Small businesses spent £24.3bn on research and development (R&D) in 2021 – 4 per cent more than they spent on R&D in 2020, according to latest Office for National Statistics figures.
Businesses with up to 249 employees spent nearly £1bn more on research and development last year than the £23.3bn they spent in 2020 and £4.3bn more than they spent in 2018 – calling into question the Government’s decision in the Autumn Statement to cut the R&D tax credit for SMEs in favour of concentrating it in the hands of larger businesses.
By comparison, larger businesses only spent £22.6bn on research and development last year.
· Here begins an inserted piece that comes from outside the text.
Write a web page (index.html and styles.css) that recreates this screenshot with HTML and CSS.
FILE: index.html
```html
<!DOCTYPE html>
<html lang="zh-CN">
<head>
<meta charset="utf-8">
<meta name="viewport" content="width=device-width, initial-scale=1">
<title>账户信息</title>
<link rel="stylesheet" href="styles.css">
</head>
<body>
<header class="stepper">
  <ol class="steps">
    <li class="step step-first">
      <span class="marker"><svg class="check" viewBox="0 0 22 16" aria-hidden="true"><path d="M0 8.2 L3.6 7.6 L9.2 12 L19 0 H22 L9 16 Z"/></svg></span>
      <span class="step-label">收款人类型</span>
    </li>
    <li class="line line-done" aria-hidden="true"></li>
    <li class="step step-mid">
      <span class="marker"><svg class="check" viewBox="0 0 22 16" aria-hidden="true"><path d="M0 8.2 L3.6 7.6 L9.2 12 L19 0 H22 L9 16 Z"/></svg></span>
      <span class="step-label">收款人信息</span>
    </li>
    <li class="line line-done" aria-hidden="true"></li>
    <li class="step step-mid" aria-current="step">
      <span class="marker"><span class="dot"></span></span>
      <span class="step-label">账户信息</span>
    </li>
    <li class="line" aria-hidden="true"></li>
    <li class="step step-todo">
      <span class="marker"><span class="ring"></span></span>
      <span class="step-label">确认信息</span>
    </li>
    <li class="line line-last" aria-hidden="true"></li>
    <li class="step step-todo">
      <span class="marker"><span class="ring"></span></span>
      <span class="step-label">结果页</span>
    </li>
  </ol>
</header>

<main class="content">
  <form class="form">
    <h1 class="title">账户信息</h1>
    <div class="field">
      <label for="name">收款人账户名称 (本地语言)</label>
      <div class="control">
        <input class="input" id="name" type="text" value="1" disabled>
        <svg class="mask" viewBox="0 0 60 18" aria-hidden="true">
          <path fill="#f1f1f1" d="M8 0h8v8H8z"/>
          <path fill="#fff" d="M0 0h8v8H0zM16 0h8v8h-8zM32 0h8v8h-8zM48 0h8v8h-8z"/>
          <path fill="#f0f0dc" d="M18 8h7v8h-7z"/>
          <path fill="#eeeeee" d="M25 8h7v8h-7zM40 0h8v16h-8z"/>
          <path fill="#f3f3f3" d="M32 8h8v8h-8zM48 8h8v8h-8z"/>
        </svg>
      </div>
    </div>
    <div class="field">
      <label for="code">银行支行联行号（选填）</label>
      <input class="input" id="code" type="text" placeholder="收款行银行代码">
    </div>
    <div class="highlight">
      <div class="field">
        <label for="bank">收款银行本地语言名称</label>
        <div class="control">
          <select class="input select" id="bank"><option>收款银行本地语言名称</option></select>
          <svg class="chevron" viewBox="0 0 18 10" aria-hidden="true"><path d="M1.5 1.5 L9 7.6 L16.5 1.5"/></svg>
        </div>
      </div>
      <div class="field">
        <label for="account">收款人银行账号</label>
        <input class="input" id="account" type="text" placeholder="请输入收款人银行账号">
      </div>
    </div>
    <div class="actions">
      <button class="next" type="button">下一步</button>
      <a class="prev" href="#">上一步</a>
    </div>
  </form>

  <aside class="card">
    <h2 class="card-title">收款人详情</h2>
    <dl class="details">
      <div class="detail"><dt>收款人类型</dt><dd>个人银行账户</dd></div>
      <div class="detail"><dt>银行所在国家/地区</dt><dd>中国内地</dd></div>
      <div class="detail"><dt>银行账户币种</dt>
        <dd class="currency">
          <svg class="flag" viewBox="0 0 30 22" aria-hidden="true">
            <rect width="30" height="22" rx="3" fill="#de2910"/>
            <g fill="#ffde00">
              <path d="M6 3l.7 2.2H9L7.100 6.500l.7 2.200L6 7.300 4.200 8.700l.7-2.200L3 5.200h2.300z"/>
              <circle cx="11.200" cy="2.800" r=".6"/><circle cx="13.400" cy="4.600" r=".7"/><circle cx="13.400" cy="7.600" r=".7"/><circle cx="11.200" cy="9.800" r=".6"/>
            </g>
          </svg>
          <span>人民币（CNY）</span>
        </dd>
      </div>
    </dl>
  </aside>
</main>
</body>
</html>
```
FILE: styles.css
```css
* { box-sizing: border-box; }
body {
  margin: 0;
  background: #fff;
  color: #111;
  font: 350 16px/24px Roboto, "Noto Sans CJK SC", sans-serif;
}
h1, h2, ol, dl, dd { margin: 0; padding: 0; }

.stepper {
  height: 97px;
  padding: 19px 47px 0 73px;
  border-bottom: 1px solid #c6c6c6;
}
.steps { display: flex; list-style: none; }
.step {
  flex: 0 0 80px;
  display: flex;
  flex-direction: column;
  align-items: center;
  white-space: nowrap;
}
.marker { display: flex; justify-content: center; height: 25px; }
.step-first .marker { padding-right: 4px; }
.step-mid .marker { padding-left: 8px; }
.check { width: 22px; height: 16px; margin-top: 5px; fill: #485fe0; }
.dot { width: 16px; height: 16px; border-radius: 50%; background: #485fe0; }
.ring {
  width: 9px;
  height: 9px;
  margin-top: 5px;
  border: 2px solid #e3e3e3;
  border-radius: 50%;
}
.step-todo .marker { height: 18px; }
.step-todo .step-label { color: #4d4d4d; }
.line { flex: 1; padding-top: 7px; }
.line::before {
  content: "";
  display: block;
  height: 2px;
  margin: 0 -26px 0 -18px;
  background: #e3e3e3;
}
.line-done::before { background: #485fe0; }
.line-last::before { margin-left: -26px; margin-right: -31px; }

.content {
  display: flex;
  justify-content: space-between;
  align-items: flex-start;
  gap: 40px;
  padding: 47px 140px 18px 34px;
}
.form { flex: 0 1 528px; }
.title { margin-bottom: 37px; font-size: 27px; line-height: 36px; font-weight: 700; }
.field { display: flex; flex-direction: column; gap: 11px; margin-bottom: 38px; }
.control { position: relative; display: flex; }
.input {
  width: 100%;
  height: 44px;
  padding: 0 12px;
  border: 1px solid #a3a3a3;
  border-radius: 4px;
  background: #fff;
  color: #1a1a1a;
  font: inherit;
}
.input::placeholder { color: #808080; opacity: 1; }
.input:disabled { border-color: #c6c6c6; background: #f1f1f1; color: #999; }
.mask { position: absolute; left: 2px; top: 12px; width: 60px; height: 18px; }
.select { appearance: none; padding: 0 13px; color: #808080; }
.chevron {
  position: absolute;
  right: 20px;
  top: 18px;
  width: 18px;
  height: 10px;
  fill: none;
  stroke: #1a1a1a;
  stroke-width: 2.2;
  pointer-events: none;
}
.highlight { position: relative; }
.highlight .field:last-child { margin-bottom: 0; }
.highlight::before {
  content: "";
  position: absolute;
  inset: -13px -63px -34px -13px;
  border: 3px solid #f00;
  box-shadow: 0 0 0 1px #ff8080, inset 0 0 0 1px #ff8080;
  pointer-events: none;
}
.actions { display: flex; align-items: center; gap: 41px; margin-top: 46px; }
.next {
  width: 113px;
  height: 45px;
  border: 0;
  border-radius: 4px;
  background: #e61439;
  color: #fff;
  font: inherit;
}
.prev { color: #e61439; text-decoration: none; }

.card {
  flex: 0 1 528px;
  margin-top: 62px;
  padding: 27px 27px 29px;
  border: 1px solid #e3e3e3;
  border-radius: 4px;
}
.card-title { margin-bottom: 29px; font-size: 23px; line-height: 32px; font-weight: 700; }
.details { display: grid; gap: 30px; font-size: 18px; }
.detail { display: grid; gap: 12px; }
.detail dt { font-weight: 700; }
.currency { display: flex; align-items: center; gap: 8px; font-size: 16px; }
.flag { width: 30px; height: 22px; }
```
The Federation of Small Businesses has accused Chancellor Jeremy Hunt of “economic vandalism” over his decision to cut investment incentives for small and medium-sized businesses.
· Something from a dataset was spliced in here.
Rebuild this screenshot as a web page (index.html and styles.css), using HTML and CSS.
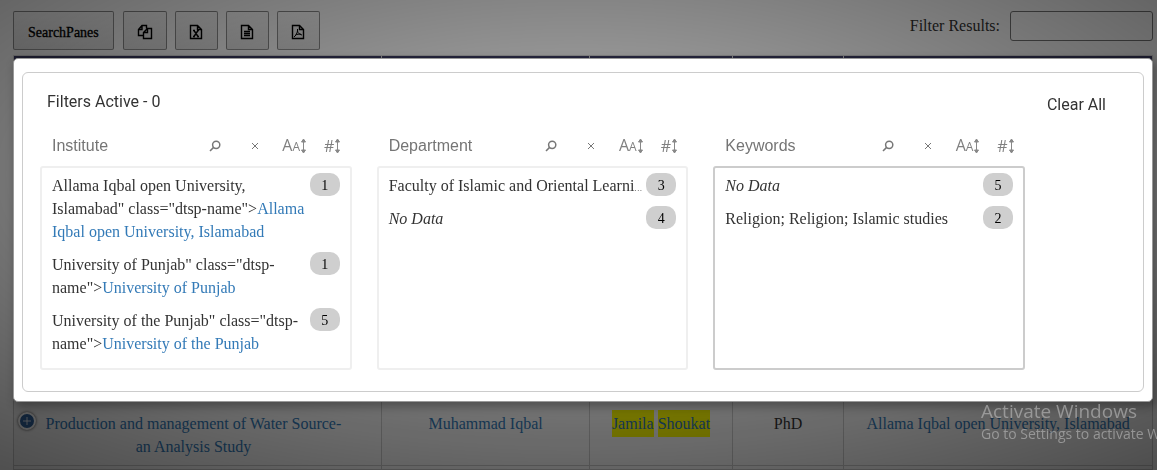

The FSB told The Times that the Chancellor had made an “unprovoked attack” on SMEs by reforming R&D tax credits last week.
The scheme has been tilted towards larger companies after the Treasury decided that research and development tax credits for small businesses were too often used for fraudulent and spurious claims.
The worth of the R&D tax credit has been nearly halved following the Autumn Statement. Mr Hunt cut the deduction rate for the SME scheme to 86 per cent and the credit rate to 10 per cent.
Tina McKenzie, policy and advocacy chairwoman at the FSB, told the newspaper: ““This should have been a moment of triumph for the small business community and the UK economy, but the Chancellor has turned triumph to disaster, with the self-inflicted R&D credit crunch set to cut a swathe through start-ups, [university] spin-out and advanced engineering companies. Driving small R&D firms out of business is economic vandalism.”
Overall expenditure on research and development performed by UK businesses (in current prices) was £46.9bn in 2021, an increase of £2.9bn since 2020 and £5.9bn since 2018.